Do you want books in your classroom library that students just can’t wait to read? The kind of book that they rush to get to before someone else? Well, I know some fantastic ways to get these books and they cost almost nothing. Sounds too good to be true right? Well, children love to create their own books, they just need a little structure.
It is important for children to be exposed to different types of literature in order to improve their reading skills and comprehension. One of the ways for kids to stay engaged in reading is to have them read books out loud to each other. Hearing a book read aloud is an excellent way to learn new vocabulary and boost comprehension skills. Children especially enjoy sharing a book that they helped author. Listening to a story also helps children develop their listening skills and learn how to follow along. Talking about what you’ve just heard can help kids improve their social skills. This is because they allow for more interaction during the reading process. They also give students an opportunity to see themselves in the story and feel like they’re a part of the story.

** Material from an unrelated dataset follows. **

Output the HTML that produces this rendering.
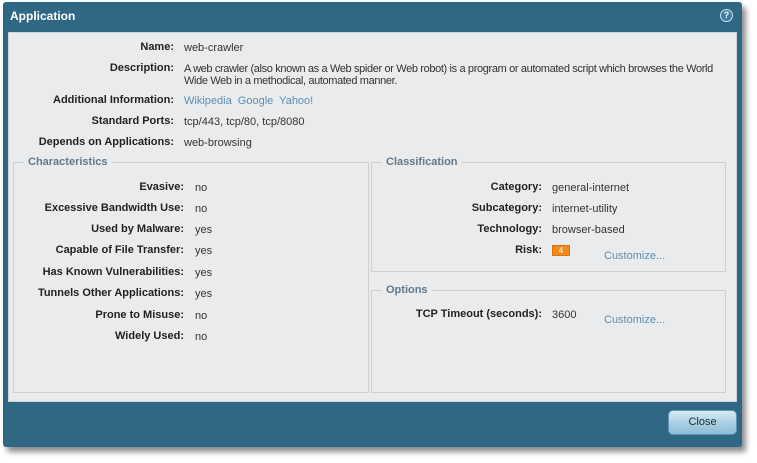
<!DOCTYPE html>
<html><head><meta charset="utf-8"><style>
*{margin:0;padding:0;box-sizing:border-box}
body{width:757px;height:463px;background:#fff;position:relative;overflow:hidden;font-family:"Liberation Sans","DejaVu Sans",sans-serif;font-size:11px;color:#222}
#dlg{position:absolute;left:3px;top:2px;width:739px;height:445px;background:#2f6784;border-radius:3px;box-shadow:4px 5px 6px rgba(0,0,0,.45)}
#title{position:absolute;left:10px;top:9px;color:#fff;font-weight:bold;font-size:12px}
#help{position:absolute;left:720px;top:9px;width:13px;height:13px;border-radius:50%;background:#fff;border:1px solid #cfe0ea}
#help::after{content:"?";position:absolute;left:0;top:0;width:11px;height:11px;border-radius:50%;background:#3a7ca3;color:#fff;font-weight:bold;font-size:9px;line-height:11px;text-align:center}
#panel{position:absolute;left:8px;top:32px;width:729px;height:370px;background:#eaebec;border:1px solid #d0d4d8}
.l,.v{position:absolute;white-space:nowrap}
.l{font-weight:bold;text-align:right;width:250px;color:#222}
.v{color:#333}
.a{color:#5b8fb5}
fieldset{position:absolute;border:1px solid #cfcfcf;background:transparent}
.lg{position:absolute;background:#eaebec;color:#647888;font-weight:bold;padding:0 4px;white-space:nowrap}
#btn{position:absolute;left:668px;top:410px;width:69px;height:25px;border-radius:5px;background:linear-gradient(#d7ebf5,#a8cde2 55%,#8fbfd8);border:1px solid #5d95b6;text-align:center;line-height:23px;color:#1d2c38;font-size:11px}
#risk{position:absolute;left:552px;top:245px;width:18px;height:11px;background:#f08a1c;border:1px solid #e07010;color:#fff;font-size:8px;line-height:9px;text-align:center}
</style></head><body>
<div id="dlg"></div>
<div id="title">Application</div>
<div id="help"></div>
<div id="panel"></div>

<div class="l" style="left:-76px;top:41px">Name:</div><div class="v" style="left:184px;top:42px">web-crawler</div>
<div class="l" style="left:-76px;top:62px">Description:</div><div class="v" style="left:184px;top:63px;line-height:12px;letter-spacing:-0.36px">A web crawler (also known as a Web spider or Web robot) is a program or automated script which browses the World<br>Wide Web in a methodical, automated manner.</div>
<div class="l" style="left:-76px;top:94px">Additional Information:</div><div class="v a" style="left:184px;top:95px">Wikipedia&nbsp; Google&nbsp; Yahoo!</div>
<div class="l" style="left:-76px;top:115px">Standard Ports:</div><div class="v" style="left:184px;top:116px">tcp/443, tcp/80, tcp/8080</div>
<div class="l" style="left:-76px;top:136px">Depends on Applications:</div><div class="v" style="left:184px;top:137px">web-browsing</div>

<fieldset style="left:13px;top:162px;width:356px;height:231px"></fieldset>
<div class="lg" style="left:24px;top:156px">Characteristics</div>
<div class="l" style="left:-66px;top:181px">Evasive:</div><div class="v" style="left:195px;top:182px">no</div>
<div class="l" style="left:-66px;top:202px">Excessive Bandwidth Use:</div><div class="v" style="left:195px;top:203px">no</div>
<div class="l" style="left:-66px;top:223px">Used by Malware:</div><div class="v" style="left:195px;top:224px">yes</div>
<div class="l" style="left:-66px;top:244px">Capable of File Transfer:</div><div class="v" style="left:195px;top:245px">yes</div>
<div class="l" style="left:-66px;top:266px">Has Known Vulnerabilities:</div><div class="v" style="left:195px;top:267px">yes</div>
<div class="l" style="left:-66px;top:287px">Tunnels Other Applications:</div><div class="v" style="left:195px;top:288px">yes</div>
<div class="l" style="left:-66px;top:309px">Prone to Misuse:</div><div class="v" style="left:195px;top:310px">no</div>
<div class="l" style="left:-66px;top:330px">Widely Used:</div><div class="v" style="left:195px;top:331px">no</div>

<fieldset style="left:371px;top:162px;width:355px;height:110px"></fieldset>
<div class="lg" style="left:382px;top:156px">Classification</div>
<div class="l" style="left:292px;top:181px">Category:</div><div class="v" style="left:552px;top:182px">general-internet</div>
<div class="l" style="left:292px;top:202px">Subcategory:</div><div class="v" style="left:552px;top:203px">internet-utility</div>
<div class="l" style="left:292px;top:223px">Technology:</div><div class="v" style="left:552px;top:224px">browser-based</div>
<div class="l" style="left:292px;top:244px">Risk:</div><div id="risk">4</div>
<div class="v a" style="left:604px;top:250px">Customize...</div>

<fieldset style="left:371px;top:290px;width:355px;height:103px"></fieldset>
<div class="lg" style="left:382px;top:284px">Options</div>
<div class="l" style="left:292px;top:308px">TCP Timeout (seconds):</div><div class="v" style="left:552px;top:309px">3600</div>
<div class="v a" style="left:604px;top:314px">Customize...</div>

<div id="btn">Close</div>
</body></html>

Reading Class books is a great way to foster a love of reading. Good reading programs involve children reading the same book by themselves, with the teacher, and with their peers. This involves listening to the story being read aloud. Children often learn to read by reading the same book with their parents or by listening to the story being read aloud. As they grow older, they are more able to read on their own and find themselves choosing what books they want to read and when.
Many children are attracted to publishing their work and getting it into the hands of their family and friends. It’s a way of showing off their hard work. Who doesn’t love seeing their name in a book?
So what are class books anyway? Class books are made by all the children in the class. In my class, each child makes one or two pages, and then I put them all together and make a class book.
Class books are a perfect way for students to publish what they have learned with the help of a teacher who can help them put together an interesting, well-organized book. Even if the child does not write all the words themselves, they will have input on what goes into their book.
So what’s involved in making a class book? Well, there are many ways to do with a lesson where the students make a page that is worth putting in a book. You can put interesting worksheets in the book and let the kids read those – see the speech bubble talking pencils below. On Pink Shirt Day, we usually do a pink shirt worksheet and I compile these into a book of those pages. Sometimes we do a worksheet/ project and I will display it on the bulletin board. Then when it’s time to take the display down, I will put them all in a book for the kids to read. I have many different activities for creating class books in my Teachers Pay Teachers store, and if you scroll down you can grab yourself one of them for free. Or CLICK HERE to see what I have available.
The most important thing to remember about a class book is that it can’t be fragile. It will face a lot of use and abuse if you leave it in your class library all year. So it needs to be sturdy. Below are some examples of the ways I have created class books over the years.
The first way is really easy as long as you have access to a laminator that will do 18″x24″ paper. Above is a photo of a really old cover I made about 20 years ago when I taught K. I didn’t have a lot of money and the school would pay for the paper and the laminating, so I made a cover out of paper, and laminated it. Once each child had made their page, I stapled it together. It lasted all year. In fact, I saved that cover and used it at least 4 more times with other classes – until I moved schools and was no longer Division 18.
The second way you can make a class book is by using a Duotang (or 3 prong folder). But then you need a label to identify the cover. Or, you can use these clear covered folders that I found, and have reused multiple times.
I first found these presentation folders with clear pockets when I was teaching in New Zealand. They are so versatile. I was excited to find them in the local dollar store a few years ago, and I think I bought every one they had. You print out your cover and insert it in the clear pocket on the cover. And the kids work is inserted to the clear pockets.
Sometimes I get the kids to make one page, and sometimes two. Above is a more recent example of a class book, made with those presentation folders I found at the dollar store. The activity is from my STEAM STORIES line. CLICK HERE to check those out if you are interested.
Here’s a letter-sized scrapbook that I found at Target. It’s perfect for making books that last as the pockets are very sturdy and the cover is very hard and strong.
I hope you find the time to try making class books with your own class. It’s thrilling to watch one of your struggling readers choose a class book and be excited about sitting down to read it.